‘Hetty, Crank, Larkin, with me. Hetty, if you don’t want the duty, don’t be so obvious about sneaking to the jakes.’ Bent glared at the youngest man in the tower room and then turned back to the captain. ‘That sufficient, m’lord?’
The captain didn’t know Bent very well – he was Ser Jehannes’ man – but he was impressed that his most senior archer would take the trick on the wall himself. ‘Carry on,’ he said coldly, and walked across the room surveying the piles of coins on the tables, and the dice and cards, as he did. He was pretty sure Ser Hugo would never have allowed such overt gambling. So he scratched his beard and beckoned to Bent.
The archer came up like a dog expecting a kick.
The captain pointed at the money on the main table. He didn’t say a thing.
Bent raised an eyebrow and opened his mouth.
‘Save it,’ the captain said. ‘Remind me of the company rule on gambling.’
Bent made a face. ‘Total value of the game not to exceed a day’s pay for the lowest man,’ he recited.
Two rose nobles gleamed up at the captain, with more than a dozen silver leopards and a pile of copper cats by them. The captain put his hand over the pile. ‘Must be mine then,’ he said, ‘I’m the only man in the company who makes this kind of money every day.’
Bent swallowed but his eyes narrowed in anger.
The captain lifted his hand, leaving the pile untouched. He locked eyes with the archer and smiled. ‘You get me, Bent?’
The archer all but sighed with relief. ‘Aye, Captain.’
The captain nodded. ‘Good night, Bent,’ he said, and touched the man’s shoulder, to say,
He walked out onto the wall, and there it was again – not the fear, but the feeling he was being watched. Scrutinized. He was ready for it this time, and he reached into the round room, and-
–
North-west of Lissen Carak – Thorn
– the dark sun went out like a torch thrown into a pool.

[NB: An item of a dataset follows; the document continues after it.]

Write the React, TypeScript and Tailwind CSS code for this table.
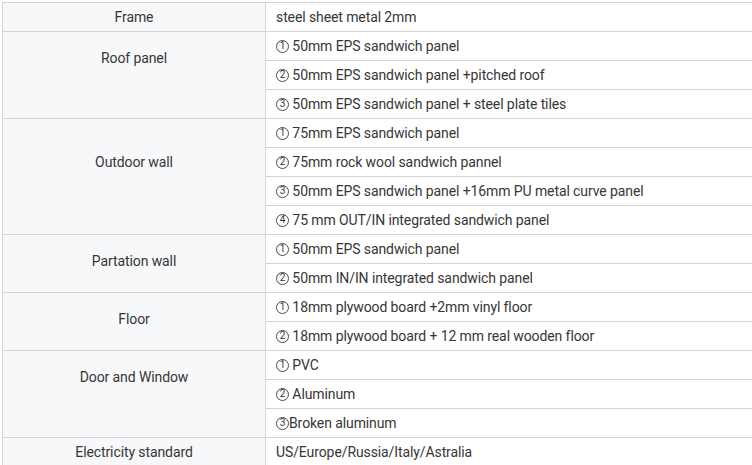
import React from "react";

type Group = { label: string; items: string[]; pt?: string };

const groups: Group[] = [
  { label: "Frame", items: ["steel sheet metal 2mm"] },
  {
    label: "Roof panel",
    pt: "pt-[16px]",
    items: [
      "① 50mm EPS sandwich panel",
      "② 50mm EPS sandwich panel +pitched roof",
      "③ 50mm EPS sandwich panel + steel plate tiles",
    ],
  },
  {
    label: "Outdoor wall",
    pt: "pt-[33px]",
    items: [
      "① 75mm EPS sandwich panel",
      "② 75mm rock wool sandwich pannel",
      "③ 50mm EPS sandwich panel +16mm PU metal curve panel",
      "④ 75 mm OUT/IN integrated sandwich panel",
    ],
  },
  {
    label: "Partation wall",
    pt: "pt-[16px]",
    items: ["① 50mm EPS sandwich panel", "② 50mm IN/IN integrated sandwich panel"],
  },
  {
    label: "Floor",
    pt: "pt-[16px]",
    items: ["① 18mm plywood board +2mm vinyl floor", "② 18mm plywood board + 12 mm real wooden floor"],
  },
  {
    label: "Door and Window",
    pt: "pt-[16px]",
    items: ["① PVC", "② Aluminum", "③Broken aluminum"],
  },
  { label: "Electricity standard", items: ["US/Europe/Russia/Italy/Astralia"] },
];

const digitMap: Record<string, string> = { "①": "1", "②": "2", "③": "3", "④": "4" };

function Item({ text }: { text: string }) {
  const first = text.charAt(0);
  const d = digitMap[first];
  if (!d) return <span>{text}</span>;
  return (
    <span className="inline-flex items-center whitespace-pre">
      <span
        aria-label={first}
        className="inline-flex w-[13px] h-[13px] rounded-full border border-[#4a4a4a] items-center justify-center text-[10px] leading-none tracking-normal mt-[1px]"
      >
        {d}
      </span>
      {text.slice(1)}
    </span>
  );
}

export default function App() {
  return (
    <div
      className="w-[752px] h-[465px] overflow-hidden bg-white text-[14px] text-[#363636] tracking-[-0.1px]"
      style={{ fontFamily: "Roboto, 'Noto Sans', 'DejaVu Sans', sans-serif" }}
    >
      <div className="pt-[2px] pl-[2px]">
        <div className="w-[780px] border-t border-l border-[#d4d4d4]">
          {groups.map((g, gi) => (
            <div key={gi} className="flex">
              <div
                className={
                  "w-[263px] shrink-0 bg-[#f7f8fa] border-r border-b border-[#d4d4d4] flex justify-center leading-[20px] " +
                  (g.pt ? g.pt : "items-center pb-[1px]")
                }
              >
                <span>{g.label}</span>
              </div>
              <div className="flex-1 flex flex-col">
                {g.items.map((it, ii) => (
                  <div
                    key={ii}
                    className="h-[29px] border-b border-[#d4d4d4] flex items-center pl-[10px] pb-[1px] leading-[20px]"
                  >
                    <Item text={it} />
                  </div>
                ))}
              </div>
            </div>
          ))}
        </div>
      </div>
    </div>
  );
}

He was disoriented, at first. The dark sun had dimmed and strengthened, dimmed and strengthened, and years of patient growth of power had taught him not to read too much into the fluctuations in power wrought by distance, weather, old phantasms that lingered like ghosts of their former powers, or animals who used power the way bats used sound. There were thousands of natural factors that occluded power the way other factors might affect sound.
In fact, he thought that the use of power and the movement of sound might usefully be studied together. The thought pleased him, and he spun off a part of himself to contemplate the movement of sound over distance as an allegory – or even as a direct expression – of power. Meanwhile, he sat and breathed in the night air and maintained, almost without effort, the chains of power that bound the trolls, and a third part of him looked for the dark sun with increasing frustration.
A fourth aspect considered his next move.